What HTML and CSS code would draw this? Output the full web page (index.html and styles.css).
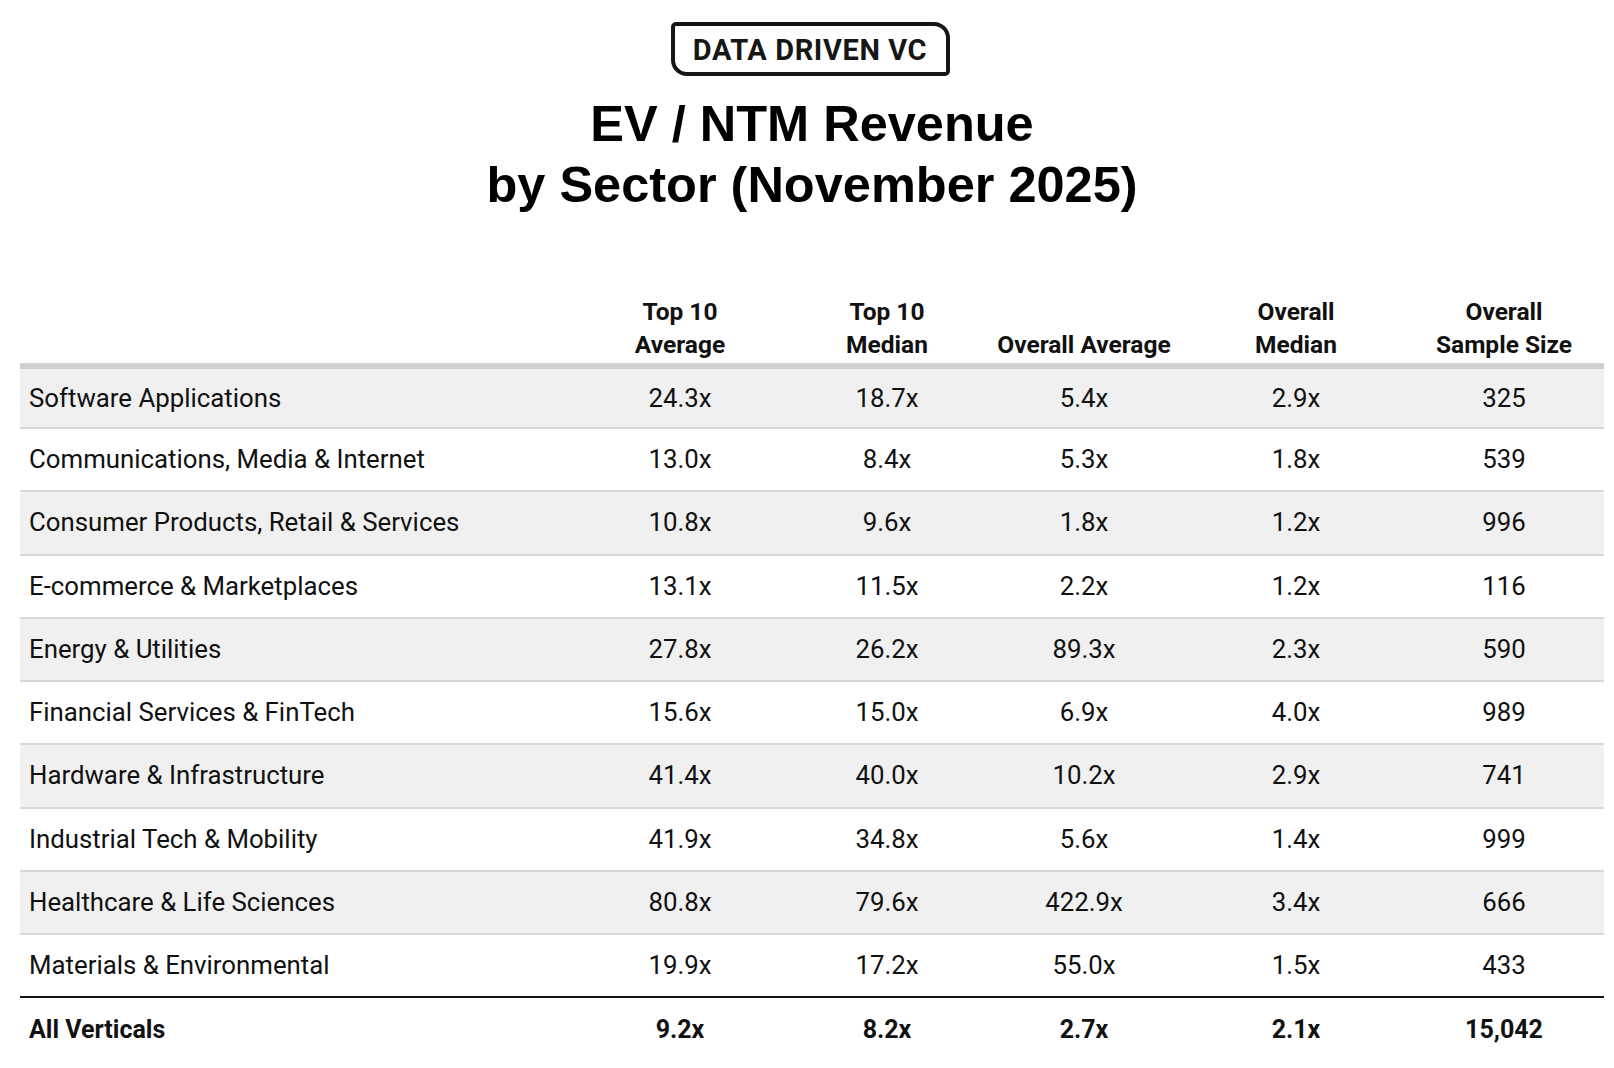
● ● ● ● ●
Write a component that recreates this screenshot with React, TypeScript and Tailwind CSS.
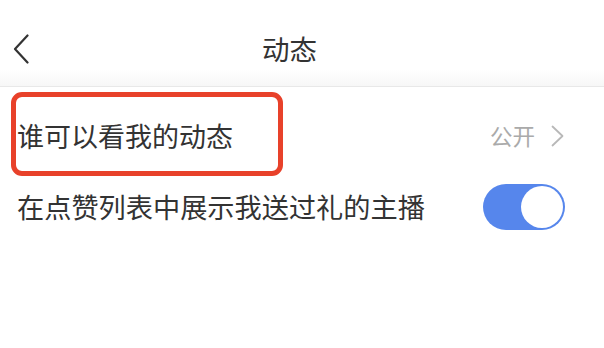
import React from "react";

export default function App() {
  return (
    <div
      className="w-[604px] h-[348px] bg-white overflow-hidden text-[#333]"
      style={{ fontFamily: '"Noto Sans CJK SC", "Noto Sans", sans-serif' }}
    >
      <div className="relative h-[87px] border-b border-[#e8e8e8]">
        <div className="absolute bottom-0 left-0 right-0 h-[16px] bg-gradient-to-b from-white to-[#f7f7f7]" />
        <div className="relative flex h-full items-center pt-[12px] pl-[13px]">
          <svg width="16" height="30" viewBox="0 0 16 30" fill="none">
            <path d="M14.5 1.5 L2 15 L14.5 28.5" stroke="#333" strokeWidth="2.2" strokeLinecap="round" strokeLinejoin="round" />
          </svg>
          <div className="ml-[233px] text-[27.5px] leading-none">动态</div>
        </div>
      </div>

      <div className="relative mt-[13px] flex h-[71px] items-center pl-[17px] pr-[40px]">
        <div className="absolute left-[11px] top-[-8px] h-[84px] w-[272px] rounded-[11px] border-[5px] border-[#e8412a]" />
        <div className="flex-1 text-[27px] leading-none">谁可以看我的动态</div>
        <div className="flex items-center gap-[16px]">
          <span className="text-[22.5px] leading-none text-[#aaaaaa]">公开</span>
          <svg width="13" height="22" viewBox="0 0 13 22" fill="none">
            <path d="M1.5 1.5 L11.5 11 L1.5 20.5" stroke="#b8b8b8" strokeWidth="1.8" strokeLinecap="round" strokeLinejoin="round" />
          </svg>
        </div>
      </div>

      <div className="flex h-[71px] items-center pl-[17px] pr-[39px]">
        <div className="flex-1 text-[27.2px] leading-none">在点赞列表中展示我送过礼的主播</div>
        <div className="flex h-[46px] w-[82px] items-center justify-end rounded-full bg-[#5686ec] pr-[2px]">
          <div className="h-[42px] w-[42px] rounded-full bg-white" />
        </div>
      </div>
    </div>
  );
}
● ● ● ● ●
What the exercise asks:
State how many lines of the listing include "React", and nothing more.

Answer to the problem:
2